Protecting America's Abundant Supply of Reliable, Affordable Electric Power

In today’s world, electricity is essential. American families rely on electricity daily to heat and cool their homes, wash their clothes, cook their meals, charge their phones, turn on the lights and connect to the world. And while it might seem like magic, electricity is not generated out of thin air. We expect the lights to turn on when we flip a switch and our phones to charge when we plug them into an outlet. Our energy policies must reflect these expectations and ensure that our families, businesses and communities have access to safe, reliable and affordable electricity.

Over the last few years, green-energy absolutists and federal policymakers have prioritized an untenable, unrealistic and costly energy agenda over commonsense policies to power our country and provide American families with reliable, affordable energy. This detrimental agenda for American-made energy at the highest levels of government has caused gas increases and volatile electricity costs. Even worse, these policies have the potential to be particularly catastrophic for our rural communities, farm families and main street businesses.

As opposed to states like California, whose one-size-fits-all energy policies impose production restrictions that lead to blackouts and high costs, Iowa is home to 48 locally owned, community focused electric cooperatives that prioritize reliability and affordability for the more than 650,000 Iowans and 210,000 businesses, homes, and farms that they serve. Thanks to local governance and diversified power generation sources, the average co-op member household in Iowa pays about $5 a day for electricity and Iowa electric cooperatives have returned more than $300 million to their member-owners in the form of retired capital credits. These low costs and attractive returns are only possible due to a commonsense management approach that empowers electric cooperatives to invest in the most productive and cost-effective power sources for their member-consumers. We urge national policymakers to do the same.

To support a robust cooperative ecosystem and expand abundant supplies of affordable electricity, lawmakers must prioritize economic and energy certainty for electric cooperatives by advancing an all-of-the-above American energy strategy that prioritizes permitting reform and provides low-interest capital for community development projects.

First, reliable and affordable electricity generation requires source flexibility and policy malleability. In other words, Congress should embrace an all-of-the-above energy agenda that ensures that Iowans can access affordable electricity when and where they need it, while simultaneously investing in renewable energy sources that are abundant in Iowa like wind power. To date, Iowa electric co-ops have invested in 33 wind farms, over a dozen utility-scale and community based solar projects, 4 landfill gas projects, 5 methane digesters and multiple hydroelectric stations to complement more traditional power sources like natural gas and coal. Some co-ops are also looking at small-scale nuclear technology as another dispatchable power generation option. Additionally, Iowa electric co-ops have interconnected roughly 2,200 member-owned generation installations as a demonstration of support for an all-inclusive generation mix, even from non-utility locations. By allowing local cooperatives to determine the best, most comprehensive energy strategy for their consumers, our families, farms and businesses benefit from lower costs, energy security and vital investments in our rural communities.

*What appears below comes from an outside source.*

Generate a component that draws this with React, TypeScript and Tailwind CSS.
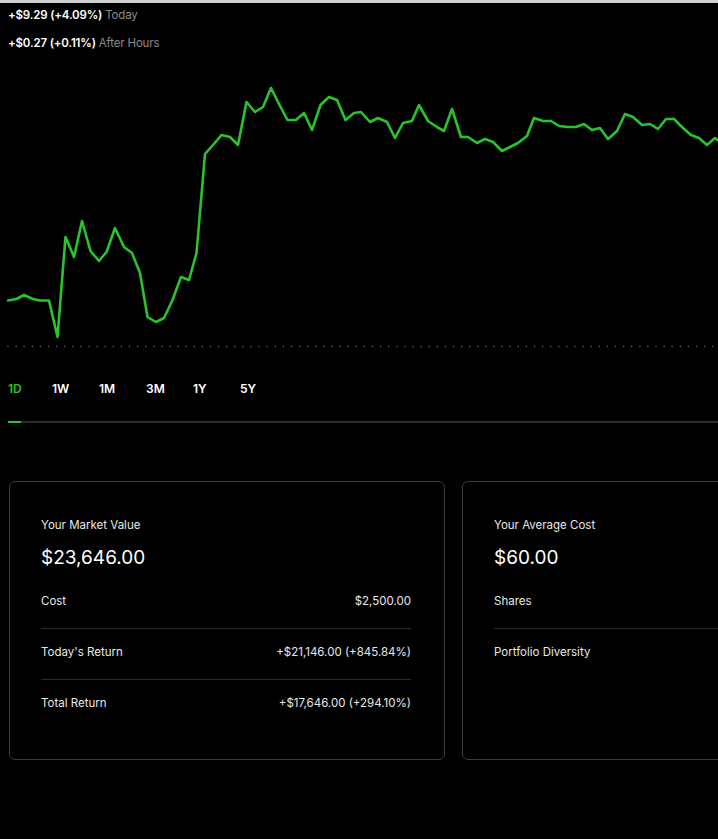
const points: [number, number][] = [
  [8, 300.5], [16.5, 299], [24, 295], [33, 299], [40, 300.5], [49, 300.5], [57.5, 337],
  [65.5, 237], [74, 257], [82, 221], [90.5, 251], [99, 261], [106.5, 252], [115, 228],
  [124, 247], [132, 253], [140, 273], [147.5, 317], [156, 322], [164, 318], [172.5, 300],
  [181, 277], [189, 280], [196.5, 253], [205, 154], [213, 145], [221.5, 135], [230, 137],
  [238, 145], [246.5, 102], [255, 112], [263, 107], [271, 88], [279, 104], [287.5, 120],
  [296, 120], [304, 113], [312, 130], [320.5, 105], [329, 97], [337, 100], [345.5, 120],
  [354, 113], [361, 112], [370, 122], [378, 118], [387, 122], [395, 138], [403, 123],
  [412, 121], [419, 105], [428, 121], [437, 127], [444, 131], [452, 109], [461, 137],
  [468, 137], [477, 143], [485, 139], [493, 142], [502, 151], [510, 147], [518, 143],
  [527, 136], [534, 118], [543, 121], [551, 121], [559, 126], [568, 127], [576, 127],
  [584, 124], [592, 130], [600, 128], [608, 139], [617, 131], [625, 114], [633, 117],
  [642, 125], [650, 124], [658, 129], [666, 119], [674, 119], [683, 128], [691, 135],
  [699, 138], [707, 145], [715, 138], [720, 142],
];

const ranges = ["1D", "1W", "1M", "3M", "1Y", "5Y"];

function Chart() {
  const dots = [];
  for (let x = 8; x < 718; x += 8.1) dots.push(x);
  return (
    <svg width="718" height="290" viewBox="0 60 718 290" className="block">
      <polyline
        points={points.map((p) => p.join(",")).join(" ")}
        fill="none"
        stroke="#27c42b"
        strokeWidth="2.6"
        strokeLinejoin="round"
        strokeLinecap="round"
      />
      {dots.map((x) => (
        <circle key={x} cx={x} cy={346.5} r="0.75" fill="#6a6a6a" />
      ))}
    </svg>
  );
}

function Row({ label, value, last }: { label: string; value?: string; last?: boolean }) {
  return (
    <div
      className={
        "flex justify-between pt-[15px] pb-[19px] text-[11.5px] leading-4 text-[#e8e8e8] " +
        (last ? "" : "border-b border-[#2a2a2c]")
      }
    >
      <span>{label}</span>
      {value && <span>{value}</span>}
    </div>
  );
}

export default function App() {
  return (
    <div
      className="min-h-screen w-[718px] overflow-hidden bg-black text-white"
      style={{ fontFamily: "Inter, 'Liberation Sans', sans-serif" }}
    >
      <div className="h-[3px] bg-[#cfcfcf]"></div>

      {/* header */}
      <div className="pl-2 pt-[4px] text-[11.5px] leading-4 tracking-[-0.015em]">
        <div>
          <span className="font-semibold">+$9.29 (+4.09%)</span>{" "}
          <span className="text-[#8c8c8c]">Today</span>
        </div>
        <div className="mt-3">
          <span className="font-semibold">+$0.27 (+0.11%)</span>{" "}
          <span className="text-[#8c8c8c]">After Hours</span>
        </div>
      </div>

      <div className="mt-[9px]">
        <Chart />
      </div>

      {/* range tabs */}
      <div className="mt-[31px] flex pl-2 text-[12px] font-semibold leading-4">
        {ranges.map((r, i) => (
          <span
            key={r}
            className={
              (i === 0 ? "text-[#27c42b] w-[44px]" : "text-white w-[47px]")
            }
          >
            {r}
          </span>
        ))}
      </div>
      <div className="mt-[24px] ml-2 flex h-[2px]">
        <div className="w-[13px] bg-[#27c42b]"></div>
        <div className="flex-1 bg-[#2b2b31]"></div>
      </div>

      {/* cards */}
      <div className="mt-[58px] flex gap-[17px] pl-[9px]">
        <div className="h-[279px] w-[436px] shrink-0 rounded-[6px] border-[1.5px] border-[#3b3b3d] pl-[31px] pr-[33px] pt-[35px]">
          <div className="text-[11.5px] leading-4 text-[#e8e8e8]">Your Market Value</div>
          <div className="mt-[11px] text-[19px] leading-7">$23,646.00</div>
          <div className="mt-[6px]">
            <Row label="Cost" value="$2,500.00" />
            <Row label="Today's Return" value="+$21,146.00 (+845.84%)" />
            <Row label="Total Return" value="+$17,646.00 (+294.10%)" last />
          </div>
        </div>
        <div className="h-[279px] w-[436px] shrink-0 rounded-[6px] border-[1.5px] border-[#3b3b3d] pl-[31px] pr-[33px] pt-[35px]">
          <div className="text-[11.5px] leading-4 text-[#e8e8e8]">Your Average Cost</div>
          <div className="mt-[11px] text-[19px] leading-7">$60.00</div>
          <div className="mt-[6px]">
            <Row label="Shares" />
            <Row label="Portfolio Diversity" last />
          </div>
        </div>
      </div>
    </div>
  );
}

Second, Congress needs to prioritize federal regulatory and permitting reform. While a great deal of buzz was generated during the end of September over this issue, we are confident that a serious debate is needed over how the federal government can facilitate the development of critical energy and transmission projects. As firm believers in local control, we believe the value of energy infrastructure is best determined by those who will benefit from a particular project. Allowing utilities and the people they serve to have a voice in where a transmission line might be located and who might pay for it is important. The federal government isn’t always in the best position to tell the American people what is in their best interests locally. 

Finally, we need to protect and strengthen the Rural Economic Development Loan and Grant program, which powers economic and community development and keeps families and good-paying jobs in rural Iowa. This program provides zero-interest loans of up to one million dollars to local utilities and cooperatives, which are then tasked with passing this funding along to small businesses and community organizations to support initiatives that create jobs, enhance economic opportunity, revitalize main streets and aid small businesses in rural America. Ensuring that our rural communities have access to the capital and credit they need to strengthen long-term economic vitality and attract new residents and businesses to populate small, vibrant towns must be a top priority of the 118th Congress and the upcoming Farm Bill reauthorization.

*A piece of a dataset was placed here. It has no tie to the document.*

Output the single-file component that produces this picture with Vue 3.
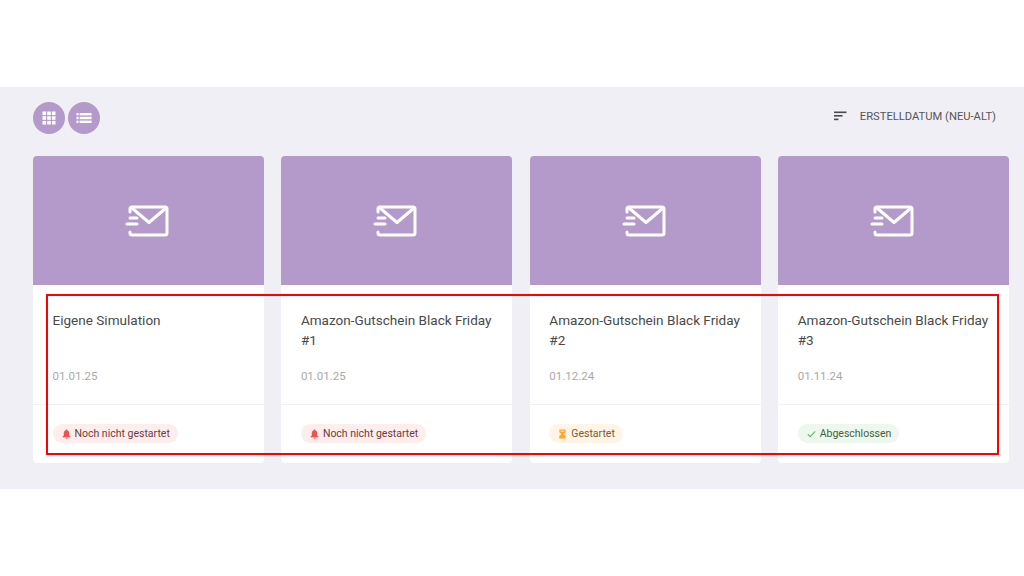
<script setup>
const campaigns = [
  { id: 1, title: 'Eigene Simulation', date: '01.01.25', status: 'todo', label: 'Noch nicht gestartet' },
  { id: 2, title: 'Amazon-Gutschein Black Friday #1', date: '01.01.25', status: 'todo', label: 'Noch nicht gestartet' },
  { id: 3, title: 'Amazon-Gutschein Black Friday #2', date: '01.12.24', status: 'running', label: 'Gestartet' },
  { id: 4, title: 'Amazon-Gutschein Black Friday #3', date: '01.11.24', status: 'done', label: 'Abgeschlossen' }
]
</script>

<template>
  <div class="page">
    <section class="panel">
      <div class="toolbar">
        <div class="views">
          <button class="view-btn">
            <svg width="16" height="16" viewBox="0 0 16 16" fill="#fff">
              <rect x="1.5" y="1.5" width="3.6" height="3.6" /><rect x="6.2" y="1.5" width="3.6" height="3.6" /><rect x="10.9" y="1.5" width="3.6" height="3.6" />
              <rect x="1.5" y="6.2" width="3.6" height="3.6" /><rect x="6.2" y="6.2" width="3.6" height="3.6" /><rect x="10.9" y="6.2" width="3.6" height="3.6" />
              <rect x="1.5" y="10.9" width="3.6" height="3.6" /><rect x="6.2" y="10.9" width="3.6" height="3.6" /><rect x="10.9" y="10.9" width="3.6" height="3.6" />
            </svg>
          </button>
          <button class="view-btn">
            <svg width="16" height="12" viewBox="0 0 16 12" fill="#fff">
              <rect x="0.5" y="1" width="2" height="2.4" /><rect x="3.6" y="1" width="12" height="2.4" />
              <rect x="0.5" y="4.8" width="2" height="2.4" /><rect x="3.6" y="4.8" width="12" height="2.4" />
              <rect x="0.5" y="8.6" width="2" height="2.4" /><rect x="3.6" y="8.6" width="12" height="2.4" />
            </svg>
          </button>
        </div>
        <div class="sort">
          <svg width="13" height="10" viewBox="0 0 13 10" fill="#4a4a4a">
            <rect x="0" y="0.5" width="12.5" height="1.6" /><rect x="0" y="4" width="8.5" height="1.6" /><rect x="0" y="7.6" width="4.5" height="1.6" />
          </svg>
          <span>ERSTELLDATUM (NEU-ALT)</span>
        </div>
      </div>

      <div class="cards">
        <article v-for="c in campaigns" :key="c.id" class="card">
          <div class="card-image">
            <svg width="44" height="32" viewBox="0 0 44 32" fill="none" stroke="#fff" stroke-width="3" stroke-linecap="round" stroke-linejoin="round">
              <path d="M5 7V4a2 2 0 0 1 2-2h33a2 2 0 0 1 2 2v24a2 2 0 0 1-2 2H7a2 2 0 0 1-2-2v-1" />
              <path d="M7 3l17 14.500L41 3" />
              <path d="M5 13h7M2 19h10" />
            </svg>
          </div>
          <div class="card-body">
            <h3 class="card-title">{{ c.title }}</h3>
            <p class="card-date">{{ c.date }}</p>
          </div>
          <div class="card-footer">
            <span :class="['chip', `chip-${c.status}`]">
              <svg v-if="c.status === 'todo'" class="chip-icon" width="9" height="10" viewBox="0 0 10 11" fill="#ef5350">
                <path d="M5 0.300a.8.8 0 0 0-.8.8v.3C2.800 1.800 2 3 2 4.500v2.700L.8 8.300v.7h8.400v-.7L8 7.200V4.500C8 3 7.200 1.800 5.800 1.400v-.3a.8.8 0 0 0-.8-.8zM3.900 9.600a1.100 1.100 0 0 0 2.200 0z" />
              </svg>
              <svg v-else-if="c.status === 'running'" class="chip-icon" width="9" height="10" viewBox="0 0 10 11" fill="#ffa726">
                <path d="M1.500 0.500h7v3L6 5.500l2.500 2v3h-7v-3l2.500-2-2.500-2z" />
                <path d="M3 2h4v1H3z" fill="#fff3e6" />
              </svg>
              <svg v-else class="chip-icon" width="9" height="8" viewBox="0 0 11 9" fill="none" stroke="#66bb6a" stroke-width="1.400">
                <path d="M1 4.800l3 3 6-6.500" />
              </svg>
              {{ c.label }}
            </span>
          </div>
        </article>
      </div>
    </section>

    <!-- Rote Markierung über den Karten -->
    <div class="highlight"></div>
  </div>
</template>

<style>
html, body {
  margin: 0;
  background: #fff;
}
</style>

<style scoped>
.page {
  position: relative;
  width: 1024px;
  height: 576px;
  padding-top: 87px;
  box-sizing: border-box;
  overflow: hidden;
  background: #fff;
  font-family: Roboto, "Liberation Sans", sans-serif;
}

.panel {
  height: 402px;
  box-sizing: border-box;
  background: #f0eff5;
  padding: 15px 15px 0 33px;
}

.toolbar {
  display: flex;
  justify-content: space-between;
  align-items: center;
  height: 32px;
  margin-bottom: 22px;
}

.views {
  display: flex;
  gap: 3px;
}

.view-btn {
  width: 32px;
  height: 32px;
  padding: 0;
  border: none;
  border-radius: 50%;
  background: #b49aca;
  display: flex;
  align-items: center;
  justify-content: center;
}

.sort {
  display: flex;
  align-items: center;
  gap: 13px;
  padding-right: 13px;
  margin-top: -4px;
  font-size: 11.200px;
  color: #555;
}

.cards {
  display: grid;
  grid-template-columns: repeat(4, 1fr);
  gap: 17.600px;
}

.card {
  height: 307px;
  background: #fff;
  border-radius: 4px;
  overflow: hidden;
  display: flex;
  flex-direction: column;
}

.card-image {
  height: 129px;
  flex-shrink: 0;
  background: #b49aca;
  display: flex;
  align-items: center;
  justify-content: center;
}

.card-image svg {
  margin-left: -3px;
}

.card-body {
  height: 120px;
  box-sizing: border-box;
  padding: 25px 15px 0 19.500px;
  border-bottom: 1px solid #f1f0f4;
}

.card-title {
  margin: 0;
  font-size: 13.550px;
  font-weight: 400;
  line-height: 20px;
  height: 40px;
  color: #4a4a4a;
}

.card-date {
  margin: 16px 0 0;
  font-size: 11.500px;
  line-height: 20px;
  color: #a9a9a9;
}

.card-footer {
  display: flex;
  padding: 19px 19.500px 0;
}

.chip {
  display: inline-flex;
  align-items: center;
  gap: 4px;
  height: 19px;
  padding: 0 8px 0 9px;
  border-radius: 10px;
  font-size: 10.500px;
}

.chip-icon {
  flex-shrink: 0;
}

.chip-todo {
  background: #fdeded;
  color: #6f3a3a;
}

.chip-running {
  background: #fff4e5;
  color: #7a5a30;
}

.chip-done {
  background: #edf7ed;
  color: #3f6142;
}

.highlight {
  position: absolute;
  left: 46px;
  top: 294px;
  width: 953px;
  height: 161px;
  box-sizing: border-box;
  border: 2px solid #f00;
  pointer-events: none;
}
</style>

Electric cooperatives play a crucial role in delivering safe, affordable and reliable electricity to hundreds of thousands of Iowans and tens of millions of Americans. In both the long and short term, the largest threat to our nation’s energy producers and electricity distributors remains federal overreach and unrealistic mandates. Therefore, it is the responsibility of Congress to eliminate red tape that hinders their ability to power our businesses, homes, hospitals and farms and to instead provide them with the flexibility to streamline baseload power generation and diversify their power sources. Our laws must allow electric cooperatives to do what they do best: power our local economies and provide our thriving communities with reliable, affordable electric power that we all rely on every day.

 

By Congressman Randy Feenstra, representing Iowa’s 4th congressional district, and Chuck Soderberg, executive vice president and general manager of the Iowa Association of Electric Cooperatives.